Providers of critical infrastructures and digital service providers must notify the BSI in the event of major cyber security incidents.
Providers of digital services must implement reasonable, state-of-the-art organisational and technical measures, especially including the use of encryption, that:
- guard against unauthorised access to the technical systems they use to provide their digital services
- ensure that their technical systems are protected against unauthorised access to personal data
- prevent malfunctions, including any caused by external attacks.
The various sector-specific laws often contain provisions to take appropriate organisational and technical measures to maintain a minimum level of security and to notify authorities in the case of major security incidents.
- Fines of up to EUR 100,000
- Fines of up to EUR 50,000
Is there a national computer emergency response team (CERT) or computer security incident response team (CSIRT)?
Yes. The CERT-Bund:
- creates and publishes recommendations for preventive measures
- points out vulnerabilities in hardware and software products
- proposes measures to address known vulnerabilities
- supports public agencies’ efforts to respond to IT security incidents
- recommends various mitigation measures.

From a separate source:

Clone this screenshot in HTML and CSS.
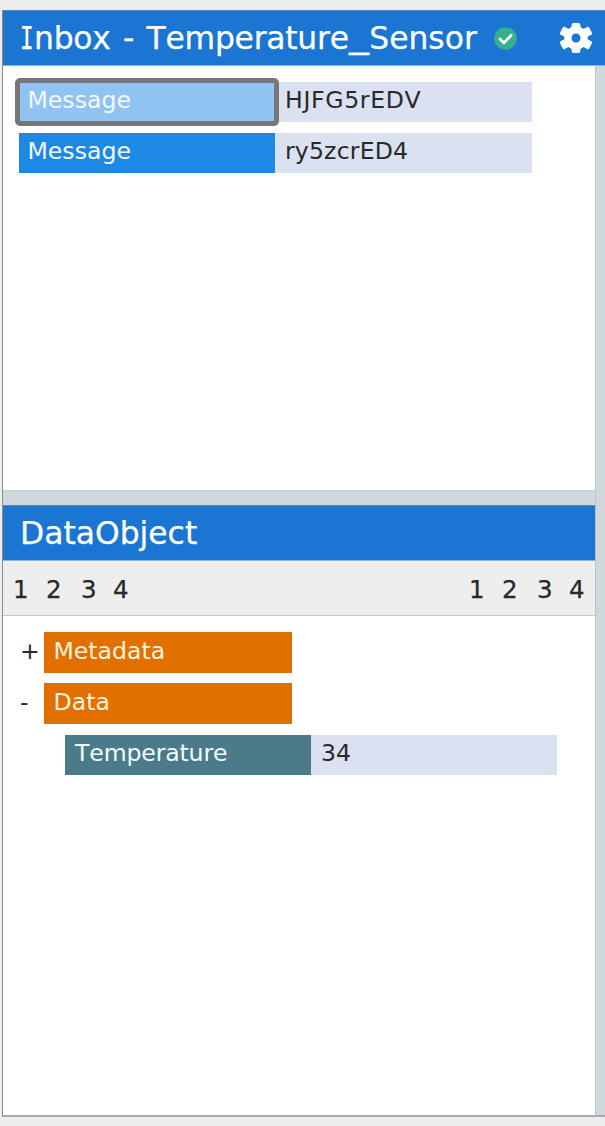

For other services – such as incident analysis – it mainly assists federal institutions.
The Bürger-CERT provides information on cyber security to private persons.
Is there a national incident management structure for responding to cybersecurity incidents?
The BSI has an IT analysis and operations centre that continuously monitors, assesses and reports on the cyber security situation and provides incident response support. If necessary, it acts as an IT-crisis centre to coordinate fast responses to major incidents.
There is also an interagency - the National Cyber-Defence Centre - that coordinates the operational cooperation of the security authorities (i.e. the police and intelligence services).
Other cybersecurity initiatives
Alliance for Cyber Security (Allianz für Cybersicherheit) is a cooperation platform for the exchange of information between the BSI, industry and science and research.